Large neural reasoning models: Online speed control, efficiency–accuracy maximization, and adaptive computational budgeting in LRMs (Lin et al., 4 Jul 2025).
Stochastic optimization: Setting optimal momentum scaling in SGD, yielding a provably maximal speedup with $1-\beta\sim\eta^{2/3}$ (Cowsik et al., 2022).

Empirical results confirm that FFST can reduce protocol duration by orders of magnitude, maintain or improve fidelity, reduce resource (token/energy) usage, and interpolate continuously between speed and accuracy/efficiency frontiers, provided boundary and smoothness conditions are respected.

7. Significance and Unifying Aspects

Fast-Forward Scaling Theory constitutes a unifying analytical paradigm for speed-controlled manipulation across diverse dynamical systems.
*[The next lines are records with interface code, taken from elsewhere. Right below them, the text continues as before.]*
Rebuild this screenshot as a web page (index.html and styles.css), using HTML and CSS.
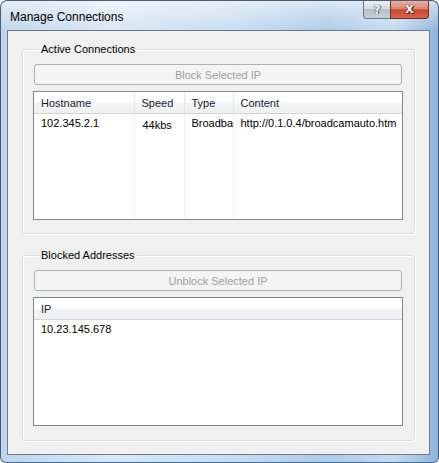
FILE: index.html
```html
<!DOCTYPE html>
<html lang="en">
<head>
    <meta charset="UTF-8">
    <title>Manage Connections</title>
    <link rel="stylesheet" href="styles.css">
</head>
<body>
    <div class="window">
        <div class="titlebar">
            <span class="title">Manage Connections</span>
            <div class="caption-buttons">
                <span class="cap help">?</span>
                <span class="cap close">X</span>
            </div>
        </div>

        <div class="client">
            <fieldset class="group first">
                <legend>Active Connections</legend>
                <button class="action" disabled>Block Selected IP</button>
                <div class="list">
                    <table>
                        <colgroup>
                            <col class="c-host"><col class="c-speed"><col class="c-type"><col>
                        </colgroup>
                        <tr class="head">
                            <th>Hostname</th><th>Speed</th><th>Type</th><th>Content</th>
                        </tr>
                        <tr class="row">
                            <td>102.345.2.1</td><td class="speed">44kbs</td><td><span class="cell">Broadband</span></td><td>http://0.1.0.4/broadcamauto.htm</td>
                        </tr>
                        <tr class="filler">
                            <td></td><td></td><td></td><td></td>
                        </tr>
                    </table>
                </div>
            </fieldset>

            <fieldset class="group second">
                <legend>Blocked Addresses</legend>
                <button class="action" disabled>Unblock Selected IP</button>
                <div class="list">
                    <table>
                        <tr class="head">
                            <th>IP</th>
                        </tr>
                        <tr class="row">
                            <td>10.23.145.678</td>
                        </tr>
                        <tr class="filler">
                            <td></td>
                        </tr>
                    </table>
                </div>
            </fieldset>
        </div>
    </div>
</body>
</html>
```

FILE: styles.css
```css
body { margin: 0; background: #fff; font-family: "Liberation Sans", Arial, sans-serif; font-size: 11px; color: #000; }

.window {
    width: 439px;
    height: 463px;
    box-sizing: border-box;
    border: 1px solid #4d5d6f;
    border-bottom-color: #3f6f98;
    border-radius: 7px 7px 6px 6px;
    background:
        linear-gradient(to bottom, rgba(255,255,255,0.55), rgba(255,255,255,0) 30px),
        linear-gradient(to right, #bed5ec 0%, #d9e7f5 25%, #c6dbf0 55%, #aecae8 75%, #c5dbf0 90%, #8fb5dc 100%);
    display: flex;
    flex-direction: column;
    overflow: hidden;
}

.titlebar {
    height: 29px;
    display: flex;
    align-items: flex-start;
    flex-shrink: 0;
}
.title {
    font-size: 12px;
    padding: 9px 0 0 9px;
    color: #000;
}
.caption-buttons { margin-left: auto; margin-right: 9px; display: flex; }
.cap {
    height: 18px;
    box-sizing: border-box;
    display: flex;
    align-items: center;
    justify-content: center;
    color: #fff;
    font-family: "DejaVu Sans", sans-serif;
    font-weight: bold;
    font-size: 12px;
    border: 1px solid #6a7888;
    border-top: none;
}
.help {
    width: 27px;
    border-radius: 0 0 0 4px;
    border-right: none;
    font-size: 13px;
    background: linear-gradient(to bottom, #eef1f5 0%, #d6dbe2 45%, #b6bec8 50%, #c8d0d9 100%);
    text-shadow: 0 0 1px #3b4654, 0 0 1px #3b4654, 1px 0 0 #56626f;
}
.close {
    width: 39px;
    border-color: #6d3125;
    border-radius: 0 0 4px 0;
    background: linear-gradient(to bottom, #ebb0a2 0%, #da8773 45%, #c64a2e 52%, #d8664a 100%);
    font-size: 11px;
    text-shadow: 0 0 1px #4e150b, 0 0 1px #4e150b, 1px 1px 0 #6b2315;
}

.client {
    margin: 0 8px 7px 6px;
    flex: 1;
    border: 1px solid #6d7b8b;
    background: #f0f0f0;
    padding: 0 14px;
    display: flex;
    flex-direction: column;
}

.group {
    margin: 12px 0 0 0;
    padding: 8px 11px 13px 10px;
    border: 1px solid #d5dfe5;
    border-radius: 3px;
    box-shadow: inset 1px 1px 0 #fff, 1px 1px 0 #fff;
    min-width: 0;
    display: flex;
    flex-direction: column;
}
.group.second { margin-top: 15px; padding-bottom: 14px; }
.group legend {
    margin-left: 6px;
    padding: 0 2px;
    line-height: 13px;
    background: #f0f0f0;
}

.action {
    height: 21px;
    margin: 0 1px 6px 1px;
    font-family: inherit;
    font-size: 11px;
    color: #a0a0a0;
    background: #f4f4f4;
    border: 1px solid #adb2b5;
    border-radius: 3px;
}

.list {
    height: 129px;
    box-sizing: border-box;
    border: 1px solid #828790;
    background: #fff;
    overflow: hidden;
}
.list table {
    width: 100%;
    table-layout: fixed;
    border-collapse: collapse;
}
.c-host { width: 100px; }
.c-speed { width: 50px; }
.c-type { width: 49px; }

.list th, .list td {
    padding: 0 0 0 7px;
    text-align: left;
    white-space: nowrap;
    overflow: hidden;
    border-right: 1px solid #f0f0f0;
}
.list th {
    height: 21px;
    font-weight: normal;
    color: #1b1b2b;
    border-right-color: #e3e5e8;
    border-bottom: 1px solid #d5d5d5;
    background: linear-gradient(to bottom, #ffffff 0%, #ffffff 45%, #f3f4f6 55%, #eff0f2 100%);
}
.list tr > :last-child { border-right: none; }
.list .row td { height: 17px; padding-top: 3px; vertical-align: top; }
.list .row td.speed { padding-top: 5px; padding-left: 8px; }
.list .cell { display: block; width: 41px; overflow: hidden; }
.list .filler td { height: 85px; }
```
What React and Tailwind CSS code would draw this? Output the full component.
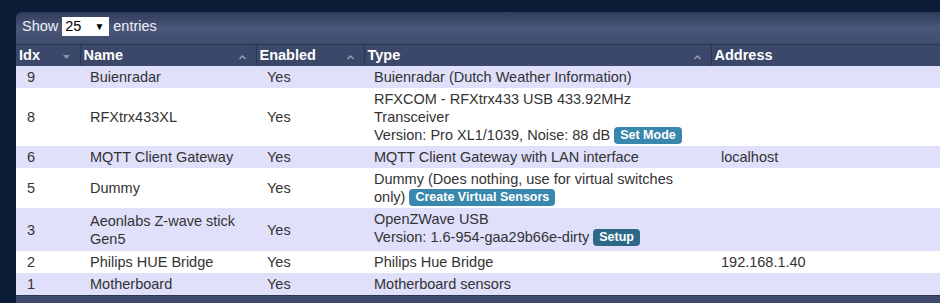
import React from "react";

const rows = [
  { idx: "9", name: "Buienradar", type: ["Buienradar (Dutch Weather Information)"], addr: "" },
  {
    idx: "8",
    name: "RFXtrx433XL",
    type: ["RFXCOM - RFXtrx433 USB 433.92MHz Transceiver", "Version: Pro XL1/1039, Noise: 88 dB"],
    btn: "Set Mode",
    addr: "",
  },
  { idx: "6", name: "MQTT Client Gateway", type: ["MQTT Client Gateway with LAN interface"], addr: "localhost" },
  { idx: "5", name: "Dummy", type: ["Dummy (Does nothing, use for virtual switches only)"], btn: "Create Virtual Sensors", addr: "" },
  { idx: "3", name: "Aeonlabs Z-wave stick Gen5", type: ["OpenZWave USB", "Version: 1.6-954-gaa29b66e-dirty"], btn: "Setup", dark: true, tall: true, addr: "" },
  { idx: "2", name: "Philips HUE Bridge", type: ["Philips Hue Bridge"], addr: "192.168.1.40" },
  { idx: "1", name: "Motherboard", type: ["Motherboard sensors"], addr: "" },
];

function Caret({ down }) {
  return (
    <svg width="9" height="6" viewBox="0 0 9 6" className="absolute right-[9px] top-[9px]">
      {down ? <path d="M1 1h7L4.5 5z" fill="#8a93a8" /> : <path d="M1.5 5L4.5 2 7.5 5" stroke="#9aa2b5" strokeWidth="1.4" fill="none" />}
    </svg>
  );
}

function Btn({ label, dark }) {
  return (
    <span className={`inline-block align-top mt-[1px] ml-[4px] px-[6px] rounded-[4px] text-white font-bold text-[12.5px] leading-[17px] ${dark ? "bg-[#2d6987]" : "bg-[#3a87ad]"}`}>
      {label}
    </span>
  );
}

export default function App() {
  return (
    <div className="w-[940px] h-[303px] overflow-hidden bg-[#0e1d37] pt-[12px] pl-[16px]" style={{ fontFamily: '"Liberation Sans", Arial, sans-serif' }}>
      <div className="rounded-tl-[6px] overflow-hidden w-[940px]">
        <div className="h-[33px] bg-gradient-to-b from-[#2f3c5b] via-[#4a5779] to-[#3f4c6d] flex items-center pb-[3px] pl-[6px] text-[14.5px] text-[#eef0f6] border-b border-[#2a3550]">
          <span>Show</span>
          <span className="ml-[4px] mr-[4px] w-[47px] h-[19px] bg-white text-black flex items-center justify-between px-[3px] text-[14.5px]">
            <span>25</span>
            <span className="text-[10px] pr-[2px]">▼</span>
          </span>
          <span>entries</span>
        </div>
        <table className="table-fixed border-collapse w-[924px] text-[14.5px] text-[#333]">
          <colgroup>
            <col className="w-[64px]" />
            <col className="w-[176px]" />
            <col className="w-[108px]" />
            <col className="w-[347px]" />
            <col className="w-[229px]" />
          </colgroup>
          <thead>
            <tr className="h-[21px] bg-[#3c4869] text-white font-bold text-left">
              {[["Idx", "down"], ["Name", "up"], ["Enabled", "up"], ["Type", "up"], ["Address", null]].map(([h, c], i) => (
                <th key={h} className={`relative px-[3px] py-0 leading-[21px] font-bold ${i > 0 ? "border-l border-[#2c3752]" : ""}`}>
                  {h}
                  {c && <Caret down={c === "down"} />}
                </th>
              ))}
            </tr>
          </thead>
          <tbody>
            {rows.map((r, i) => (
              <tr key={r.idx} className={i % 2 === 0 ? "bg-[#e0e0fb]" : "bg-white"}>
                <td className="pl-[11px] py-[2px] leading-[18px] align-middle">{r.idx}</td>
                <td className="pl-[10px] pr-[14px] py-[2px] leading-[18px] align-middle">{r.name}</td>
                <td className="pl-[11px] py-[2px] leading-[18px] align-middle">Yes</td>
                <td className={`pl-[10px] py-[2px] leading-[18px] align-middle ${r.tall ? "pb-[5px]" : ""}`}>
                  <div className="w-[312px]">
                    {r.type.map((t, j) => (
                      <div key={j}>
                        {t}
                        {r.btn && j === r.type.length - 1 && <Btn label={r.btn} dark={r.dark} />}
                      </div>
                    ))}
                  </div>
                </td>
                <td className="pl-[10px] py-[2px] leading-[18px] align-middle">{r.addr}</td>
              </tr>
            ))}
          </tbody>
        </table>
        <div className="h-[20px] bg-[#3f4b6c] border-t border-[#2a3550]" />
      </div>
    </div>
  );
}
Its essential features are:

Universality: Applicability to quantum, classical, stochastic, optimization, and neural computation systems.
Exactness: For a broad class of reference trajectories, unit-fidelity, zero-excitation, or test-time-perfect tracking is achievable.
No-training/test-time control: In neural models, FFST can be realized as zero-cost, plug-and-play activation-space interventions, encoding a general “scaling law” for efficiency–accuracy trade-offs.
Energy and resource stewardship: Energy-saving extensions and explicit resource usage analysis facilitate practical deployment in noisy or resource-limited settings.
Bridging hard constraints: Extensions such as Inter–Trajectory Travel ensure protocol feasibility even in scenarios where exact time-rescaled paths are not analytic or physically viable.

In summary, FFST provides both general formalism and practical algorithms for continuous, controllable scaling of dynamical processes, with rigorous guarantees of fidelity and efficiency, and is now foundational in fast state-preparation, thermodynamic cycles, machine learning optimization, and controlled reasoning in artificial intelligence (Masuda et al., 2022, Lin et al., 4 Jul 2025, Cowsik et al., 2022, Nakamura et al., 2020, Aoki et al., 14 Nov 2025, Takahashi, 2014).